The painter regains clarity in the 1630s when he commits to depicting an entire collection of Marys, including the famous Immaculate Conception of 1630, for the city of Seville. The most impressive work of this type was conceived in 1638, when Zurbarán was commissioned to paint The Virgin of the Rosary Venerated by Carthusians for the monastery of Santa Maria de la Defensión in Jerez de la Frontera. This piece is, without a doubt, the most impressive of the exhibition and Zurbarán’s most ambitious and monumental work.

It has been noted by some that Zurbarán’s later work lacks conviction. With the economic decline of Seville in the 1640s, artists were forced to produce work catering to a cheaper market and perhaps in doing so had to betray their convictions. Zurbarán also fell victim to this trend, as can be seen in his paintings for the New World. Although beautifully rendered, the spirit of the younger Zurbarán seems lost.

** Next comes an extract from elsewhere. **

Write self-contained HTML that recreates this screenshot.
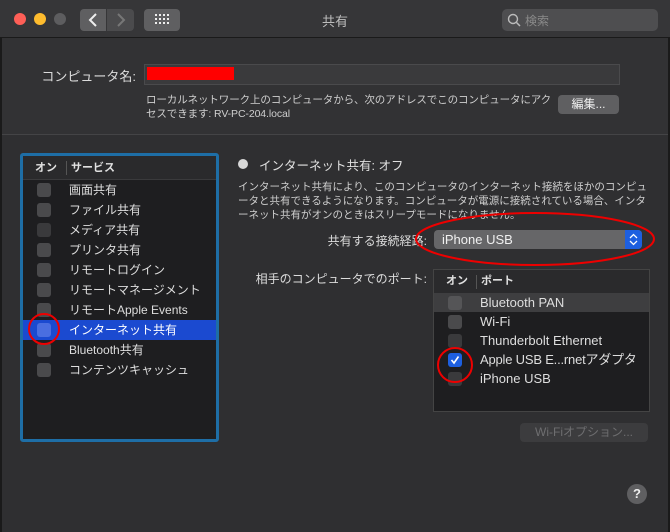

Yet at the end of his artistic career, and that is why this exhibition is more than worthwhile, the Spanish master leaves a lasting impression. Before his death in 1664, Zurbarán returns to two subjects that would both eternalise his reputation as a painter and summarise his oeuvre. A Virgin and Child with the Infant Saint John and Saint Luke as a Painter, before Christ on the Cross. He depicts the Madonna with the same tender emotion he showed in the 1630s and leaves a powerful testament by presenting Saint Luke as a painter observing the suffering Christ set against the darkest of backgrounds. Autobiographical perhaps?  

References
1. Francisco de Zurbarán (1598-1664) by Ignacio Cano Rivero, published by BOZAR Books and Mercator, 2014, page 11.
2. Ibid, page 5.
3. Ibid, page 3.
4. BOZAR also organises a series of lectures, movies and guided visits on the Spanish master throughout the year.